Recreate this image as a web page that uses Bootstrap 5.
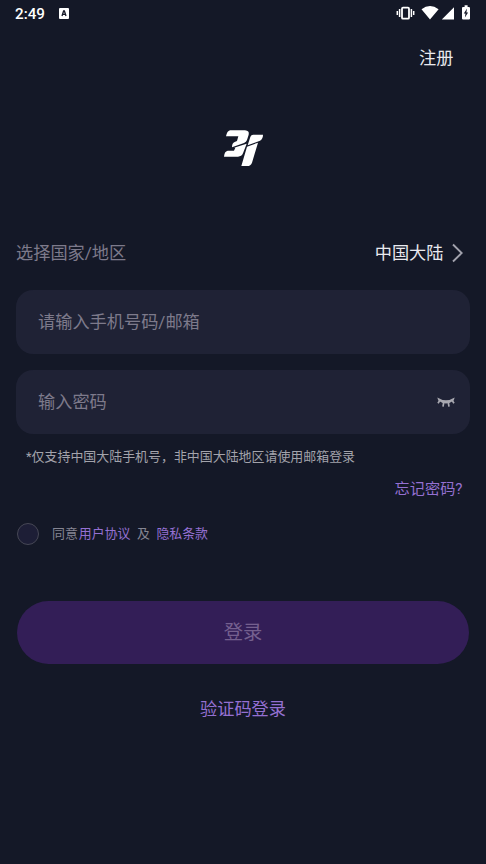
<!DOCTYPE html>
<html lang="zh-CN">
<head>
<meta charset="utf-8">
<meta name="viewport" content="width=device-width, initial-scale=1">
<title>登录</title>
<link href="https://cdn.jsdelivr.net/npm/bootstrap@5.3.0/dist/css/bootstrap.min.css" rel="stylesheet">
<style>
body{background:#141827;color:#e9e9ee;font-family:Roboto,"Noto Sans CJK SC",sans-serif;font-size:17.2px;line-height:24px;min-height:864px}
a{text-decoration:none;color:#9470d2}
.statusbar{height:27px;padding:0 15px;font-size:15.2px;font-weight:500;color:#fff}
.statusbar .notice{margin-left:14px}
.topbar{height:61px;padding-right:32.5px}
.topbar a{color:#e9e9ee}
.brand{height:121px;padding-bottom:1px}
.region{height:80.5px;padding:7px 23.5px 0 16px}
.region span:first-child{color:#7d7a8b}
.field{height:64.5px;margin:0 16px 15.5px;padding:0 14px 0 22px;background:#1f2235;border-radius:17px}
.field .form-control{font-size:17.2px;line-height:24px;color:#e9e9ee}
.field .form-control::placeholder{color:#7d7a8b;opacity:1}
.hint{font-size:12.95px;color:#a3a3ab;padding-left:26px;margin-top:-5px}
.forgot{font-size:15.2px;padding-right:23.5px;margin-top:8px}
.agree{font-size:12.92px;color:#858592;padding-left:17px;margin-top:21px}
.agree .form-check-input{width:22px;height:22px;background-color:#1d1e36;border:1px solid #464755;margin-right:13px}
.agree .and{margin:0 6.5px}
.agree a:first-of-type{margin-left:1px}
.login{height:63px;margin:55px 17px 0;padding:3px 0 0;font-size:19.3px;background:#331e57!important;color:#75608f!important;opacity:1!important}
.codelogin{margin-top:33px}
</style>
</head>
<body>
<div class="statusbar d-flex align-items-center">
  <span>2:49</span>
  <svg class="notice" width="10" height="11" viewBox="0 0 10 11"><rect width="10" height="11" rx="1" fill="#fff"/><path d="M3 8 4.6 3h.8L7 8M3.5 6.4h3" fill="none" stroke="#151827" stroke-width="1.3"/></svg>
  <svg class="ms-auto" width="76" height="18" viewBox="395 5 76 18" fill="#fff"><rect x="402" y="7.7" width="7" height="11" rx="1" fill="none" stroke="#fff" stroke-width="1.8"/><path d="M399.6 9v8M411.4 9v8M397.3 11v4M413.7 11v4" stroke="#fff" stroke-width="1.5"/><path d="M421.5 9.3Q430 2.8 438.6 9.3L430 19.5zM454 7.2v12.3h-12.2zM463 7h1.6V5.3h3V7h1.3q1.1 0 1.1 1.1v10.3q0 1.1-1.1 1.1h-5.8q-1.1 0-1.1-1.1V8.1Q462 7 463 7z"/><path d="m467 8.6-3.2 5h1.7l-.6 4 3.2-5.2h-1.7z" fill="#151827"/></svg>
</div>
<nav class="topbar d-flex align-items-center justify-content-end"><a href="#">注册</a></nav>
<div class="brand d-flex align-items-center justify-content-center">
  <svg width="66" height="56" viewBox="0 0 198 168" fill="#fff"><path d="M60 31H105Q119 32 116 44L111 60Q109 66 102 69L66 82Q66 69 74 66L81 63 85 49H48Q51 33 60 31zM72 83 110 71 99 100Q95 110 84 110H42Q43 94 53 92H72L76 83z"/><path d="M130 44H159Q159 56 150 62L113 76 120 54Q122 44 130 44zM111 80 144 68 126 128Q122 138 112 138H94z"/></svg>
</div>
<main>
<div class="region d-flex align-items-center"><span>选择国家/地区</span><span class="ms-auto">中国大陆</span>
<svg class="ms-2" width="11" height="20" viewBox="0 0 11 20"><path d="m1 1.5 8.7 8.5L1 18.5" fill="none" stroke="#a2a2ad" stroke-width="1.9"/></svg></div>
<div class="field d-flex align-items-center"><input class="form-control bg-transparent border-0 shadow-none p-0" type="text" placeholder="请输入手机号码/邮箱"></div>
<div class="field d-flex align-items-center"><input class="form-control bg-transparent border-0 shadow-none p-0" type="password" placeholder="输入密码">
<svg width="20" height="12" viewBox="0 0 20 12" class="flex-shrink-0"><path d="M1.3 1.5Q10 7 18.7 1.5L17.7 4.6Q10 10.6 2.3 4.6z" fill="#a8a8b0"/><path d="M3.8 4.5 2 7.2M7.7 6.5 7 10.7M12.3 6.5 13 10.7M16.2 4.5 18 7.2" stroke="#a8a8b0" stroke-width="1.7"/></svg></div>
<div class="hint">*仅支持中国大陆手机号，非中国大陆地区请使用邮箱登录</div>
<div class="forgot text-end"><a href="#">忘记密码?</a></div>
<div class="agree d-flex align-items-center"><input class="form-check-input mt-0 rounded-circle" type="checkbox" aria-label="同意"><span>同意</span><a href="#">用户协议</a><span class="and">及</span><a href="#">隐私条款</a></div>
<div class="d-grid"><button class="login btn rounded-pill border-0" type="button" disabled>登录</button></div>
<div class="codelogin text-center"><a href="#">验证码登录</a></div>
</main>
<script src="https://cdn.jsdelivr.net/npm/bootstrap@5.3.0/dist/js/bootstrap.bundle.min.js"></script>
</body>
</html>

**Exercise goal**: Reproduce every line precisely as given, omitting all pictures.

**Exercise output**:
Recreate this image as a web page that uses Bootstrap 5.
<!DOCTYPE html>
<html lang="zh-CN">
<head>
<meta charset="utf-8">
<meta name="viewport" content="width=device-width, initial-scale=1">
<title>登录</title>
<link href="https://cdn.jsdelivr.net/npm/bootstrap@5.3.0/dist/css/bootstrap.min.css" rel="stylesheet">
<style>
body{background:#141827;color:#e9e9ee;font-family:Roboto,"Noto Sans CJK SC",sans-serif;font-size:17.2px;line-height:24px;min-height:864px}
a{text-decoration:none;color:#9470d2}
.statusbar{height:27px;padding:0 15px;font-size:15.2px;font-weight:500;color:#fff}
.statusbar .notice{margin-left:14px}
.topbar{height:61px;padding-right:32.5px}
.topbar a{color:#e9e9ee}
.brand{height:121px;padding-bottom:1px}
.region{height:80.5px;padding:7px 23.5px 0 16px}
.region span:first-child{color:#7d7a8b}
.field{height:64.5px;margin:0 16px 15.5px;padding:0 14px 0 22px;background:#1f2235;border-radius:17px}
.field .form-control{font-size:17.2px;line-height:24px;color:#e9e9ee}
.field .form-control::placeholder{color:#7d7a8b;opacity:1}
.hint{font-size:12.95px;color:#a3a3ab;padding-left:26px;margin-top:-5px}
.forgot{font-size:15.2px;padding-right:23.5px;margin-top:8px}
.agree{font-size:12.92px;color:#858592;padding-left:17px;margin-top:21px}
.agree .form-check-input{width:22px;height:22px;background-color:#1d1e36;border:1px solid #464755;margin-right:13px}
.agree .and{margin:0 6.5px}
.agree a:first-of-type{margin-left:1px}
.login{height:63px;margin:55px 17px 0;padding:3px 0 0;font-size:19.3px;background:#331e57!important;color:#75608f!important;opacity:1!important}
.codelogin{margin-top:33px}
</style>
</head>
<body>
<div class="statusbar d-flex align-items-center">
  <span>2:49</span>
  <svg class="notice" width="10" height="11" viewBox="0 0 10 11"><rect width="10" height="11" rx="1" fill="#fff"/><path d="M3 8 4.6 3h.8L7 8M3.5 6.4h3" fill="none" stroke="#151827" stroke-width="1.3"/></svg>
  <svg class="ms-auto" width="76" height="18" viewBox="395 5 76 18" fill="#fff"><rect x="402" y="7.7" width="7" height="11" rx="1" fill="none" stroke="#fff" stroke-width="1.8"/><path d="M399.6 9v8M411.4 9v8M397.3 11v4M413.7 11v4" stroke="#fff" stroke-width="1.5"/><path d="M421.5 9.3Q430 2.8 438.6 9.3L430 19.5zM454 7.2v12.3h-12.2zM463 7h1.6V5.3h3V7h1.3q1.1 0 1.1 1.1v10.3q0 1.1-1.1 1.1h-5.8q-1.1 0-1.1-1.1V8.1Q462 7 463 7z"/><path d="m467 8.6-3.2 5h1.7l-.6 4 3.2-5.2h-1.7z" fill="#151827"/></svg>
</div>
<nav class="topbar d-flex align-items-center justify-content-end"><a href="#">注册</a></nav>
<div class="brand d-flex align-items-center justify-content-center">
  <svg width="66" height="56" viewBox="0 0 198 168" fill="#fff"><path d="M60 31H105Q119 32 116 44L111 60Q109 66 102 69L66 82Q66 69 74 66L81 63 85 49H48Q51 33 60 31zM72 83 110 71 99 100Q95 110 84 110H42Q43 94 53 92H72L76 83z"/><path d="M130 44H159Q159 56 150 62L113 76 120 54Q122 44 130 44zM111 80 144 68 126 128Q122 138 112 138H94z"/></svg>
</div>
<main>
<div class="region d-flex align-items-center"><span>选择国家/地区</span><span class="ms-auto">中国大陆</span>
<svg class="ms-2" width="11" height="20" viewBox="0 0 11 20"><path d="m1 1.5 8.7 8.5L1 18.5" fill="none" stroke="#a2a2ad" stroke-width="1.9"/></svg></div>
<div class="field d-flex align-items-center"><input class="form-control bg-transparent border-0 shadow-none p-0" type="text" placeholder="请输入手机号码/邮箱"></div>
<div class="field d-flex align-items-center"><input class="form-control bg-transparent border-0 shadow-none p-0" type="password" placeholder="输入密码">
<svg width="20" height="12" viewBox="0 0 20 12" class="flex-shrink-0"><path d="M1.3 1.5Q10 7 18.7 1.5L17.7 4.6Q10 10.6 2.3 4.6z" fill="#a8a8b0"/><path d="M3.8 4.5 2 7.2M7.7 6.5 7 10.7M12.3 6.5 13 10.7M16.2 4.5 18 7.2" stroke="#a8a8b0" stroke-width="1.7"/></svg></div>
<div class="hint">*仅支持中国大陆手机号，非中国大陆地区请使用邮箱登录</div>
<div class="forgot text-end"><a href="#">忘记密码?</a></div>
<div class="agree d-flex align-items-center"><input class="form-check-input mt-0 rounded-circle" type="checkbox" aria-label="同意"><span>同意</span><a href="#">用户协议</a><span class="and">及</span><a href="#">隐私条款</a></div>
<div class="d-grid"><button class="login btn rounded-pill border-0" type="button" disabled>登录</button></div>
<div class="codelogin text-center"><a href="#">验证码登录</a></div>
</main>
<script src="https://cdn.jsdelivr.net/npm/bootstrap@5.3.0/dist/js/bootstrap.bundle.min.js"></script>
</body>
</html>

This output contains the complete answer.